To apportion the blame, take a look at how the company's competitors did. Their stocks may have lost money, too, but if their losses were smaller, on a percentage basis, then your stock may have suffered from poor management, not just a lousy market.

l Pay. Has the compensation awarded to your company's executives reflected their performance? Executive compensation skyrocketed in the '90s, mainly because soaring stock prices inflated the value of stock options. In theory, stock options encourage executives to work in shareholders' interest: The higher the stock goes the richer everyone gets executive and ordinary shareholder alike.

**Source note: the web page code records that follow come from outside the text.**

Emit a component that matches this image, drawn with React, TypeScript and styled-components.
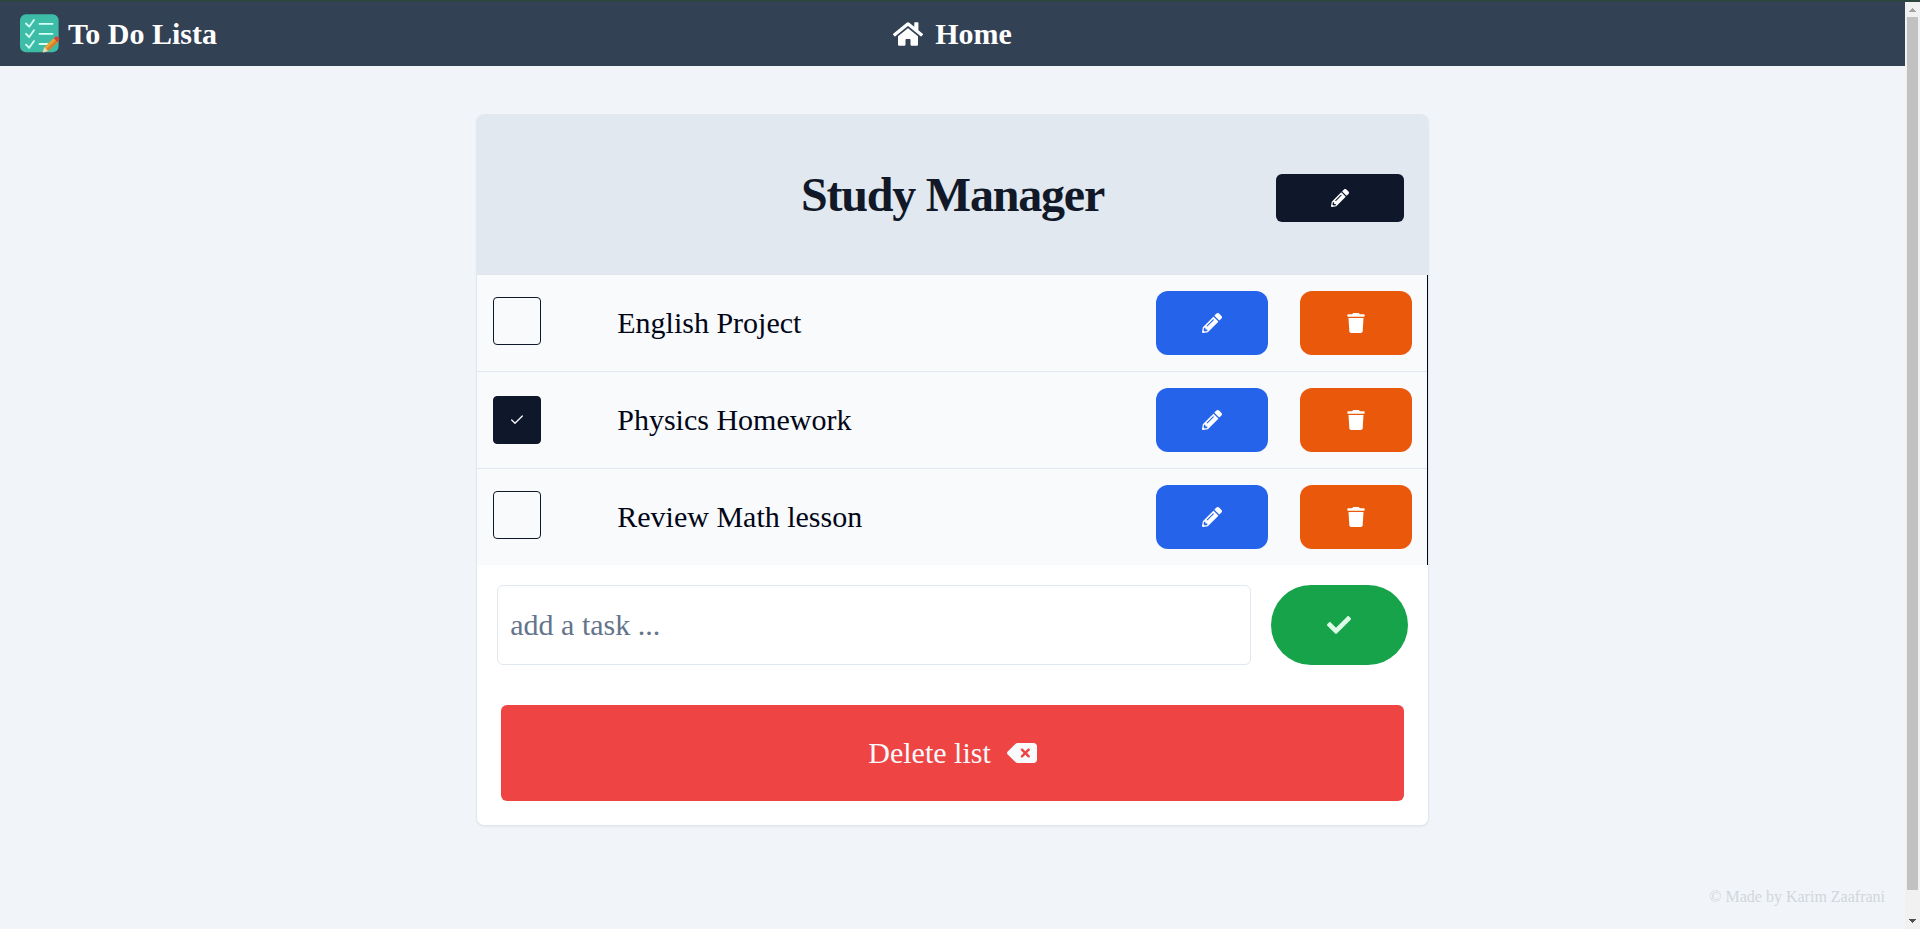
import React from "react";
import styled, { createGlobalStyle, css } from "styled-components";
import { FaHome, FaCheck, FaPencilAlt } from "react-icons/fa";
import { FaTrash, FaDeleteLeft } from "react-icons/fa6";

const GlobalStyle = createGlobalStyle`
  *, *::before, *::after { box-sizing: border-box; }
  html, body { margin: 0; height: 100%; overflow: hidden; }
  body { font-family: "Liberation Serif", "Times New Roman", serif; background: #f1f5f9; color: #020617; }
  button, input { font: inherit; margin: 0; }
  svg { display: block; flex: none; }
`;

const Window = styled.div`
  display: flex;
  height: 929px;
  border-top: 2px solid #2c453f;
`;

const Page = styled.div`
  flex: 1;
  display: flex;
  flex-direction: column;
  align-items: center;
`;

const NavBar = styled.header`
  align-self: stretch;
  height: 64px;
  padding: 0 20px;
  display: grid;
  grid-template-columns: 1fr auto 1fr;
  align-items: center;
  background: #334155;
  color: #fff;
  font-size: 30px;
  font-weight: 700;
  line-height: 36px;
`;

const Brand = styled.div`
  display: flex;
  align-items: center;
  gap: 8px;
`;

const HomeLink = styled.div`
  display: flex;
  align-items: center;
  gap: 12px;
`;

const Card = styled.main`
  width: 50%;
  margin-top: 48px;
  border: 1px solid #e2e8f0;
  border-radius: 8px;
  background: #fff;
  box-shadow: 0 1px 2px rgba(0, 0, 0, 0.05);
`;

const CardHeader = styled.div`
  height: 160px;
  padding: 0 24px;
  display: grid;
  grid-template-columns: 128px 1fr 128px;
  align-items: center;
  background: #e2e8f0;
  border-radius: 6px 6px 0 0;
`;

const Title = styled.h1`
  grid-column: 2;
  margin: 0;
  text-align: center;
  font-size: 48px;
  line-height: 48px;
  font-weight: 800;
  letter-spacing: -1.2px;
  color: #111827;
`;

const ButtonBase = styled.button`
  display: flex;
  align-items: center;
  justify-content: center;
  border: 0;
  padding: 0;
  color: #fff;
`;

const RenameButton = styled(ButtonBase)`
  height: 48px;
  margin-top: 6px;
  border-radius: 6px;
  background: #0f172a;
`;

const TaskList = styled.ul`
  margin: 0;
  padding: 0;
  list-style: none;
  border-right: 1px solid #020617;
  background: #f8fafc;
`;

const TaskRow = styled.li`
  display: flex;
  align-items: center;
  height: 96px;
  padding: 0 15px 0 16px;
  & + & {
    height: 97px;
    border-top: 1px solid #e2e8f0;
  }
`;

const CheckBox = styled.span<{ $checked: boolean }>`
  display: flex;
  align-items: center;
  justify-content: center;
  width: 48px;
  height: 48px;
  border: 1px solid #0f172a;
  border-radius: 4px;
  ${(p) => p.$checked ? css`background: #0f172a; color: #f8fafc;` : css`margin-bottom: 4px;`}
`;

const TaskName = styled.span`
  flex: 1;
  margin-left: 76px;
  font-size: 30px;
  line-height: 36px;
`;

const ActionButton = styled(ButtonBase)<{ $tone: "edit" | "remove" }>`
  width: 112px;
  height: 64px;
  border-radius: 12px;
  background: ${(p) => (p.$tone === "edit" ? "#2563eb" : "#ea580c")};
  & + & { margin-left: 32px; }
`;

const AddRow = styled.form`
  display: flex;
  gap: 20px;
  padding: 20px;
`;

const TaskInput = styled.input`
  flex: 1;
  min-width: 0;
  height: 80px;
  padding: 8px 12px;
  border: 1px solid #e2e8f0;
  border-radius: 6px;
  background: #fff;
  font-size: 30px;
  &::placeholder { color: #64748b; opacity: 1; }
`;

const AddButton = styled(ButtonBase)`
  width: 137px;
  height: 80px;
  border-radius: 40px;
  background: #16a34a;
  color: #dcfce7;
`;

const DeleteButton = styled(ButtonBase)`
  width: calc(100% - 48px);
  height: 96px;
  margin: 20px 24px 24px;
  gap: 16px;
  border-radius: 6px;
  background: #ef4444;
  color: #f8fafc;
  font-size: 30px;
`;

const Footer = styled.footer`
  align-self: flex-end;
  margin: auto 20px 23px 0;
  font-size: 16px;
  line-height: 18px;
  color: #d1d5db;
`;

const ScrollTrack = styled.div`
  width: 15px;
  display: flex;
  flex-direction: column;
  align-items: center;
  background: #f1f1f1;
`;

const ScrollThumb = styled.div`
  width: 11px;
  height: 873px;
  margin-bottom: auto;
  background: #c1c1c1;
`;

const LogoIcon = () => (
  <svg width="40" height="40" viewBox="0 0 40 40">
    <rect x="0" y="0.2" width="38.6" height="38" rx="6" fill="#3dbda7" />
    <g fill="none" stroke="#d8fff6" strokeWidth="1.8" strokeLinecap="round" strokeLinejoin="round">
      <path d="M6 9.5l3.2 3.2L14 6M6 19.8l3.2 3.2L14 16.3M6 30.6l3.2 3.2L14 27.1" />
      <path d="M19.5 9.8h13M19.5 19.8h13M19.5 30h8" />
    </g>
    <path d="M24.5 33L34.5 23.5l4 4L28 37z" fill="#eda035" />
    <path d="M26.3 35.2L36.6 25.5l1.9 2L28 37z" fill="#d4802a" />
    <path d="M33.8 24.2l2-1.7q2-.4 3.3 1.2q.9 1.6-.5 3.2l-1.2 1.2z" fill="#c9483c" />
    <path d="M24.5 33L28 37l-6 2z" fill="#f4d5ad" />
    <path d="M22.5 37.6L22 39l1.6-.4z" fill="#374151" />
  </svg>
);

const SmallCheck = () => (
  <svg width="16" height="16" viewBox="0 0 24 24" fill="none" stroke="currentColor" strokeWidth="2" strokeLinecap="round" strokeLinejoin="round">
    <path d="M20 6 9 17l-5-5" />
  </svg>
);

const ScrollArrow = ({ up }: { up?: boolean }) => (
  <svg width="15" height="15" viewBox="0 0 15 15" shapeRendering="crispEdges">
    {up ? <path d="M4 10h7L7.5 6z" fill="#a3a3a3" /> : <path d="M4 5h7L7.5 9z" fill="#505050" />}
  </svg>
);

const tasks = [
  { name: "English Project", done: false },
  { name: "Physics Homework", done: true },
  { name: "Review Math lesson", done: false },
];

export default function App() {
  return (
    <>
      <GlobalStyle />
      <Window>
        <Page>
          <NavBar>
            <Brand><LogoIcon />To Do Lista</Brand>
            <HomeLink><FaHome size={30} />Home</HomeLink>
          </NavBar>
          <Card>
            <CardHeader>
              <Title>Study Manager</Title>
              <RenameButton aria-label="Rename list"><FaPencilAlt size={18} /></RenameButton>
            </CardHeader>
            <TaskList>
              {tasks.map((task) => (
                <TaskRow key={task.name}>
                  <CheckBox $checked={task.done}>{task.done && <SmallCheck />}</CheckBox>
                  <TaskName>{task.name}</TaskName>
                  <ActionButton $tone="edit" aria-label="Edit"><FaPencilAlt size={20} /></ActionButton>
                  <ActionButton $tone="remove" aria-label="Delete"><FaTrash size={20} /></ActionButton>
                </TaskRow>
              ))}
            </TaskList>
            <AddRow>
              <TaskInput placeholder="add a task ..." />
              <AddButton type="button" aria-label="Add"><FaCheck size={24} /></AddButton>
            </AddRow>
            <DeleteButton>Delete list<FaDeleteLeft size={30} /></DeleteButton>
          </Card>
          <Footer>© Made by Karim Zaafrani</Footer>
        </Page>
        <ScrollTrack>
          <ScrollArrow up />
          <ScrollThumb />
          <ScrollArrow />
        </ScrollTrack>
      </Window>
    </>
  );
}
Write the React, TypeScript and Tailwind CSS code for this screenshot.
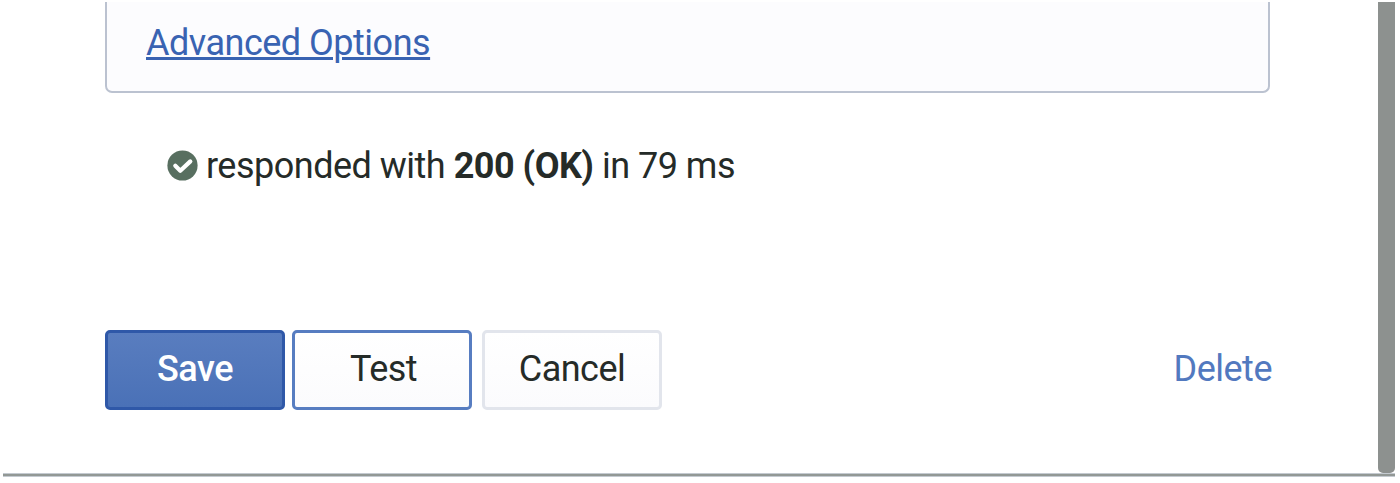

But when stock values decline to less than the price at which executives could buy the shares, some companies try to keep managers happy by repricing the options allowing them to buy at lower prices. As a shareholder, you have to decide whether these insiders were worthy of special treatment.

In the most egregious cases, some companies even allowed executives to undo options exercises that led to losses later. For example, an executive would have shown an enormous paper profit if she used options to buy shares at $10 while they're trading at $100.

But if she kept the shares and the price fell to $5, she'd have an enormous loss. Nonetheless, she still would owe tax on the $90 profit realized the day the options were exercised.

Many Internet stocks did suffer losses this deep last year, and some accounting firms have reported that a few companies allowed executives to undo, or nullify, their disastrous options purchases.

But these executives aren't due any sympathy. They could have locked in their profits by selling shares immediately upon exercising the options. Those who didn't were gambling that prices would continue to rise. Why should they be protected from the kinds of losses that their ordinary shareholders suffered?

l Voting with their feet. To come up with cash for tax payments, executives commonly sell some shares of stock that they purchased through options exercises. That seems only prudent.

But what if an executive sells them all? Shareholders might see that as a vote of no confidence in the business.

Company spokespeople often shrug off such stock sales, saying executives want to diversify their holdings. But a close reading of annual reports and proxy statements will tell you whether top executives and board members are building their holdings or cutting back.

An executive whose holdings are growing seems confident about the future. That's especially so if she's buying shares on the open market, at the same prices you'd pay, rather than just accumulating through options exercises.

And what if the top insiders are trimming their holdings? That's a red flag. Perhaps you should get out, too.